13.9.04

You heard it here first

Ok, perhaps not, but as I just read a Safire article that reeked of Karl Rove, I decided I had to do something. You should have heard it from, say, the New York Times or CBS first, but as far as I know they're not up on their typewriter technology. If you did, well, sorry, you heard it here also.

One can easily find, with a Google search of "proportional spacing typewriter" that--lo and behold!--the first match is the IBM Archive from 1941, listing as one of the major events in the company's history of that year was the invention of the Proportionally Spaced Typewriter. So instead of all the fonts looking like Courier, whose l's and i's take up just as much space as its W's and M's, and which therefore is the preferred method of making one's high school papers look longer. I wonder if back in the 60's, by which time proportional spacing was rather common on typewriters, at least the richer kids could make their papers look all fancy by using the typeface that looked more like most printed books rather than those monospaced typewriters. I really wonder if profs who have been working that long adjusted their page-number requirements with the new technology, or if us poor computer users really have to do more writing than our forefathers.

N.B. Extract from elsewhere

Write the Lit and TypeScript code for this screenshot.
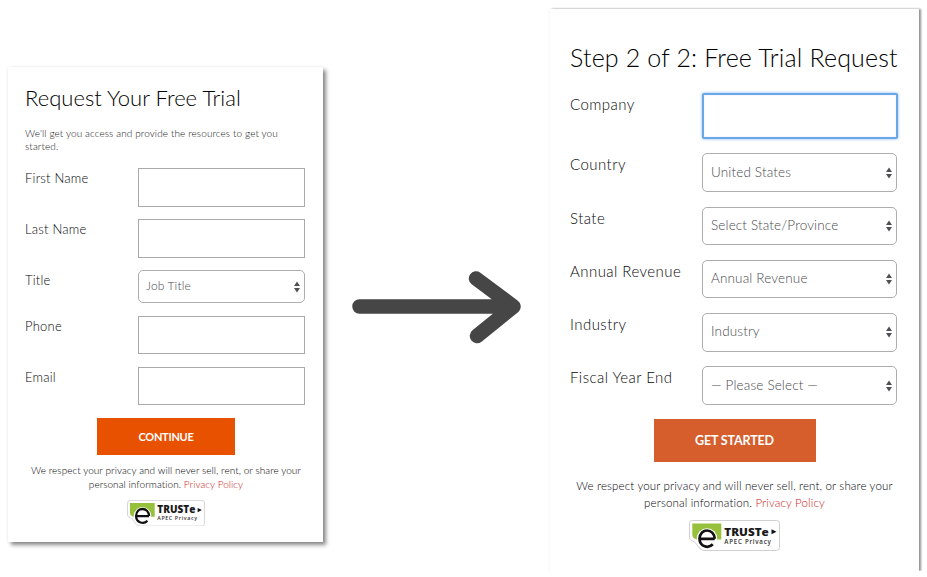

Also, on the superscript/subscript claim (that superscript and subscript were also impossible), that's also complete bullshit. Everyone who actually used typewriters at school and at their jobs knew that in order to make superscript and subscript, all they had to do was turn that wheel thingy on the side a little up or down, and turn it back when they were done writing the "th" after the "4" or whatever.

1 comment:

  1. Werd,
    Here is a comment, just for you. =D
    (I comment on the Ireland blog a lot.)
    Anyhoo, Bush is leading in a few Jersey polls. The world is ending. And the Dems aren't hiring. Maybe they are saving their money for 2008?
    Or 2016.... There aren't too too many Bush's left to run right?